Mathematical model of brush seals for gas turbine engines: A nonlinear analytical solution

• Main Authors: Amin Changizi, Ion Stiharu, Bilal Outirba, Patrick Hendrick
• Format: Article
• Language: English
• Published: SAGE Publishing 2021-09-01
• Series: Advances in Mechanical Engineering
• Online Access: https://doi.org/10.1177/16878140211043396

Presented herein is a mathematical model employing differential equations formulation for brush seals used in gas turbine engines. These components are used to seal the bearing chamber from the environment and reduce the loss of lubricant in the atmosphere, ensuring a MTBR long enough to have required the change the seals only during the engine overhaul operation.
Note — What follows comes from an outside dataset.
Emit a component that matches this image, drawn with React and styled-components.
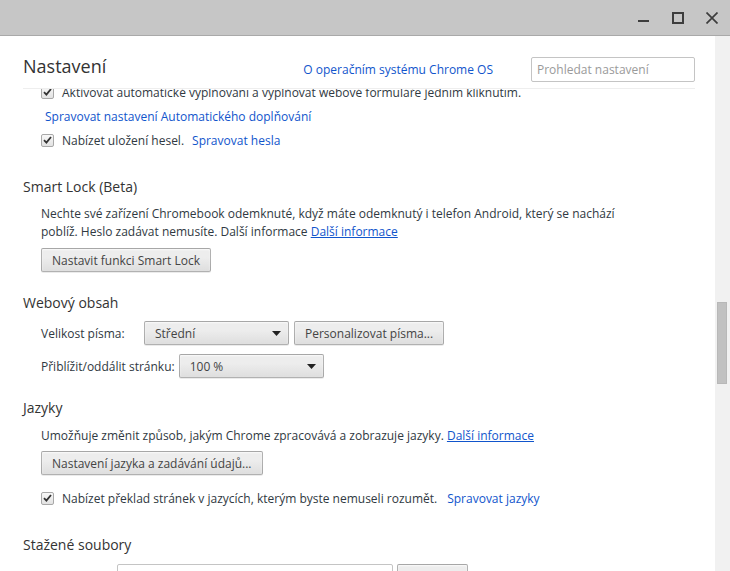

The model assumes a single curved bristle loop in the form of a curved-bridge beam subjected to the influences of complex external loads (static and dynamic). Further, a model for clustered bristles is proposed. Specifically, the static forces acting on the curved-bridge beam include the weight of the oil capillary attached to the beam, the weight of the beam itself, the capillary force developed between the surfaces of the bristles in the brush and the temperature gradient. The dynamic forces include the leakage oil pressure and the rotation of the shaft. This complex loading induces a nonlinear large deflection on the curved-bridge beam. Also, the temperature gradient present on the bristles during the gas turbine engine operation generates a change in the geometry of the beam and in the magnitude of the forces acting on the bristles modeled as beams. In the present model, the weights are assumed as uniformly distributed forces on the surface of the beam while the capillary forces and the force generated by the rotating shaft are considered to be non-uniform. The equation expressing the curvature of the beam under general loading force is developed and one can choose the appropriate method of solving the generated differential equation after the expression of the general force is defined. Hence, the ordinary differential equation describing the nonlinear large deflection of the curved-bridge beam will be derived using general nonlinear elasticity theory.